Upload / list / get / download / delete (delete also removes the stored object).
Uploads are validated three ways before being stored: the `file_type` enum, the
file **extension** (must be allowed for the type), and a **content** magic-byte
check (TIFF for `.tif`, ZIP for `.zip`, SQLite for `.gpkg`, JSON for `.geojson`)
so mislabeled files are rejected with 422 up front.
Every uploaded file is then processed asynchronously by the worker, dispatched by
`file_type`:
- **`vector`** — the attribute table is parsed and stored (as a JSON array of row
objects) in `properties` (`status` `processing``ready`).
- **`raster`** — converted to a **Cloud-Optimized GeoTIFF** via `gdal_translate
-of COG` (`processing` → `ready`); the COG is stored under `cog_storage_key`
(the original is kept) and the footprint `geometry` + `bbox` are read from the
raster extent. Requires GDAL in the worker image (`gdal-tools`).
- **`vector_with_kato`** — the column-selection flow below (`parsing` →
`awaiting_mapping``extracting``ready`).
- **events** + the example RabbitMQ consumer/publisher are a generic messaging
scaffold kept alongside the real async flows.

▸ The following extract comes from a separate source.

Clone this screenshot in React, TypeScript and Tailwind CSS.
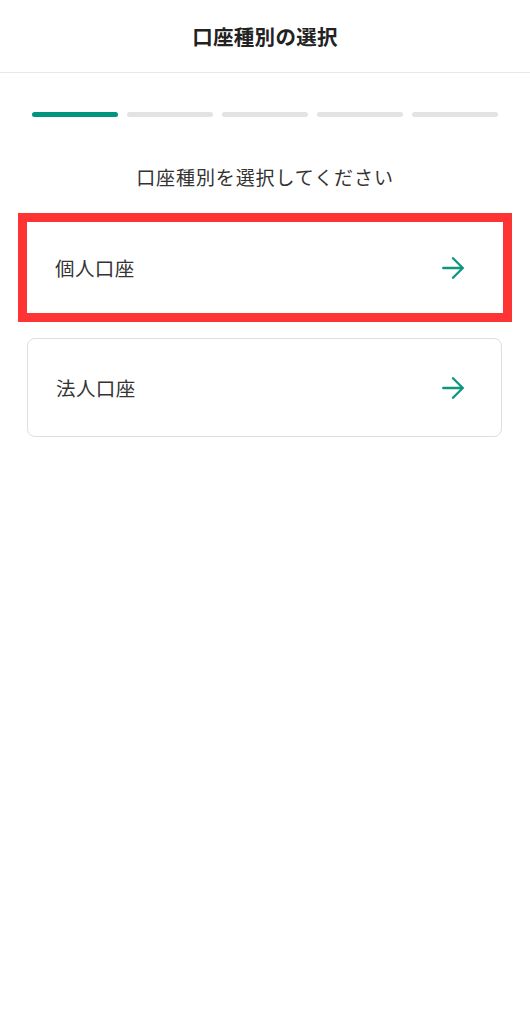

### vector_with_kato two-phase flow
Uploading a `vector_with_kato` file (zipped shapefile, GeoJSON, or GeoPackage)
triggers asynchronous parsing of its attribute table, after which the user maps
the KATO column and the year columns:
1. `POST /datasets` with `file_type=vector_with_kato` → dataset created with
`status=parsing`; a `dataset.parse` job is published to RabbitMQ.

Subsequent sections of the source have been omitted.